The problem: Print, word for word, every line from the beginning of the listing up to and including the line with "type RowDef = CellDef[]". Pictures are to be excluded.

Data block:

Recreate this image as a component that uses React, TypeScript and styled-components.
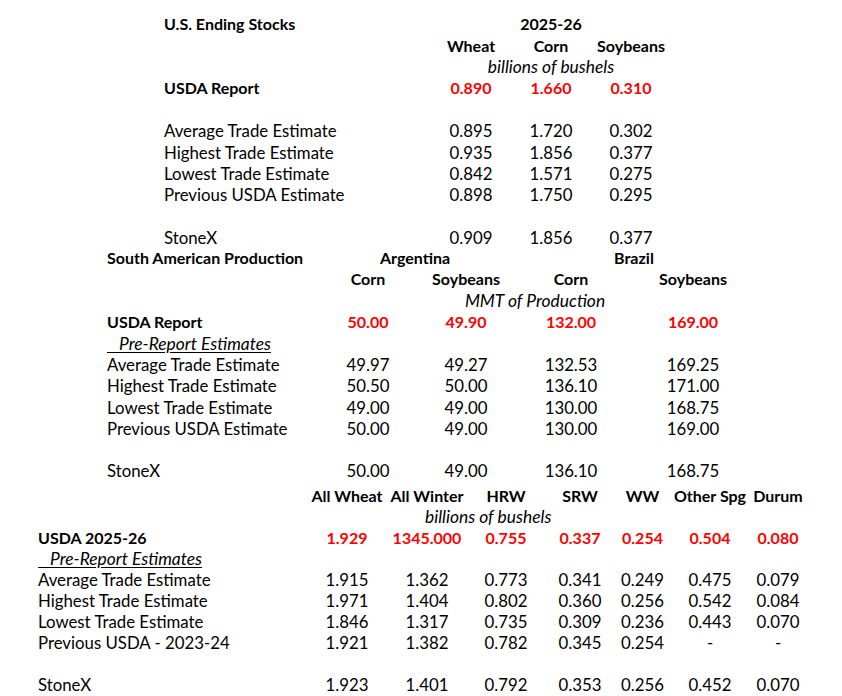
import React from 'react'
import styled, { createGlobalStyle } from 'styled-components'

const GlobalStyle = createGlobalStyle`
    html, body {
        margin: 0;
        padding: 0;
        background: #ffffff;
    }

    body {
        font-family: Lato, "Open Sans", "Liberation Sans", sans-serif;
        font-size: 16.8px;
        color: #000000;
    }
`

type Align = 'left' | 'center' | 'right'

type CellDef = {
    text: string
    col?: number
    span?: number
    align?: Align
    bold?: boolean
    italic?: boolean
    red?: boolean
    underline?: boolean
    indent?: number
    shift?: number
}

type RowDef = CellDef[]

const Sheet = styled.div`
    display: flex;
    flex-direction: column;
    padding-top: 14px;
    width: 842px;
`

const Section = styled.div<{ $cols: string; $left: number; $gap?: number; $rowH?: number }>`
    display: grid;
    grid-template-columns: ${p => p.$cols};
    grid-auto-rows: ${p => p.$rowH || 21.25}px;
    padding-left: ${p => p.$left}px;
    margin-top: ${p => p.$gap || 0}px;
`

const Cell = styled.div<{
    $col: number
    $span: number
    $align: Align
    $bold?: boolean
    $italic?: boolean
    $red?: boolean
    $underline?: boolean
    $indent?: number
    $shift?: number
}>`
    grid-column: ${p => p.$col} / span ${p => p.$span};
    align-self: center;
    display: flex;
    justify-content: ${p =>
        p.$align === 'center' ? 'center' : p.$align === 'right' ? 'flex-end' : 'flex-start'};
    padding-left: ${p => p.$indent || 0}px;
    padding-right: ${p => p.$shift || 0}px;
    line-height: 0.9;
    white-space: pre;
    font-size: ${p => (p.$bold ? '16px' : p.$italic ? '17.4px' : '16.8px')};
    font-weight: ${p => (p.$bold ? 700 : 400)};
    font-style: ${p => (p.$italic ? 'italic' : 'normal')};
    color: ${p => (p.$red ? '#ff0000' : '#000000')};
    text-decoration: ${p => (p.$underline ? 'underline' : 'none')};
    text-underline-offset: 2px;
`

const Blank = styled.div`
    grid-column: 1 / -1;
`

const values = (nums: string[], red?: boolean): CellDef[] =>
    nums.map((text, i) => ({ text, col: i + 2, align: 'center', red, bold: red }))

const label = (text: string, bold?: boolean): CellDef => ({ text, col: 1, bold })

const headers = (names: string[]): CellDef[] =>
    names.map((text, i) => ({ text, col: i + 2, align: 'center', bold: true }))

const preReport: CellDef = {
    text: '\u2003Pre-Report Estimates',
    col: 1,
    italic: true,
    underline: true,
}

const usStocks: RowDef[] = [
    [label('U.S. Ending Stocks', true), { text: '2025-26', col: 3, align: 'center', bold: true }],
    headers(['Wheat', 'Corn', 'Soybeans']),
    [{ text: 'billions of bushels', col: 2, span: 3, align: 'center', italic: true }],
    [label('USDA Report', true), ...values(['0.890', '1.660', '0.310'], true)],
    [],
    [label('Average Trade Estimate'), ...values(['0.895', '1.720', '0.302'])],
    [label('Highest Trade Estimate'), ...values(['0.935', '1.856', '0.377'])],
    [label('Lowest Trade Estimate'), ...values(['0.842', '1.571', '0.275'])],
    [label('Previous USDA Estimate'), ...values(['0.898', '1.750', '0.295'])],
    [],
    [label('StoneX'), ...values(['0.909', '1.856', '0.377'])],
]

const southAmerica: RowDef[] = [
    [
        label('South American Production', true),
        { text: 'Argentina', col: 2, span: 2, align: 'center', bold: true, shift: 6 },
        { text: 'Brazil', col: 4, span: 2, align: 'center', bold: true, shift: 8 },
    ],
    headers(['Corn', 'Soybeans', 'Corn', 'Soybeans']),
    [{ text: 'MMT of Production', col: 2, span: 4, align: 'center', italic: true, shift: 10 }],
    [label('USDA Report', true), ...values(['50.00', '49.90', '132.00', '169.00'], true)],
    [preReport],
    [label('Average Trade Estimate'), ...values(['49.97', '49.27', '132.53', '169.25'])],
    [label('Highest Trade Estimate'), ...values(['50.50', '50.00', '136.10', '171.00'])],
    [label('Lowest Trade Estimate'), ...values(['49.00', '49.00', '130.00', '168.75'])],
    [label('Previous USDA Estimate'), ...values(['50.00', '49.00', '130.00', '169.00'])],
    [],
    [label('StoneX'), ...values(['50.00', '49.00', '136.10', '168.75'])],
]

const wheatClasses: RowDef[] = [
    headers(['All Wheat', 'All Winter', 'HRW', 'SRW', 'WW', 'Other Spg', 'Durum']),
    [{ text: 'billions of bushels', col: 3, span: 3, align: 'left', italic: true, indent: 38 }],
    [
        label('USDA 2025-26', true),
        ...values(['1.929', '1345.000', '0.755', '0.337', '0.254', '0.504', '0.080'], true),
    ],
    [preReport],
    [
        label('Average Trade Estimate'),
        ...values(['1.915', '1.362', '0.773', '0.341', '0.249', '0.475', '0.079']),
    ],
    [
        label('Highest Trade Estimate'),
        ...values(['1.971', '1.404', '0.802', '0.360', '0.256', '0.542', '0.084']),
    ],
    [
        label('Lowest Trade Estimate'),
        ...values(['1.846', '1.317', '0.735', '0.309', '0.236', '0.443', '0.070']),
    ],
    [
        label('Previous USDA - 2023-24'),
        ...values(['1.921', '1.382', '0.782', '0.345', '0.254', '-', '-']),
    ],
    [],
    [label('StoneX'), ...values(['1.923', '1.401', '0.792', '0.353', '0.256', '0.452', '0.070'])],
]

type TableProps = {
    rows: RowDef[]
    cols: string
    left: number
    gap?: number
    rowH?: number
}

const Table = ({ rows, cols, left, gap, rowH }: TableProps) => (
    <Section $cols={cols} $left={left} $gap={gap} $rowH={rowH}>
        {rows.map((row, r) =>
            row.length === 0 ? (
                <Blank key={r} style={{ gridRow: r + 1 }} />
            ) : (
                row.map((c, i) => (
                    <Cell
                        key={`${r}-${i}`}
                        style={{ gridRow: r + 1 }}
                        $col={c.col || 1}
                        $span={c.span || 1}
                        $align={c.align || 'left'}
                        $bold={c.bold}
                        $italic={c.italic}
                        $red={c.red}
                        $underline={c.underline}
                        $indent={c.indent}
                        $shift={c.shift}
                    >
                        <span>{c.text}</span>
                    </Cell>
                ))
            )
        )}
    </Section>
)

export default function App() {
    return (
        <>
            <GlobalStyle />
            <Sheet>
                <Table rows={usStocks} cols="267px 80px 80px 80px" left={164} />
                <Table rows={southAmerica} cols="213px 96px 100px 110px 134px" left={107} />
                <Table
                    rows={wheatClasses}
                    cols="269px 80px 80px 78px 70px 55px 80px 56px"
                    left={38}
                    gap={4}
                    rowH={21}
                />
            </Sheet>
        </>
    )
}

Output of the task:
Recreate this image as a component that uses React, TypeScript and styled-components.
import React from 'react'
import styled, { createGlobalStyle } from 'styled-components'

const GlobalStyle = createGlobalStyle`
    html, body {
        margin: 0;
        padding: 0;
        background: #ffffff;
    }

    body {
        font-family: Lato, "Open Sans", "Liberation Sans", sans-serif;
        font-size: 16.8px;
        color: #000000;
    }
`

type Align = 'left' | 'center' | 'right'

type CellDef = {
    text: string
    col?: number
    span?: number
    align?: Align
    bold?: boolean
    italic?: boolean
    red?: boolean
    underline?: boolean
    indent?: number
    shift?: number
}

type RowDef = CellDef[]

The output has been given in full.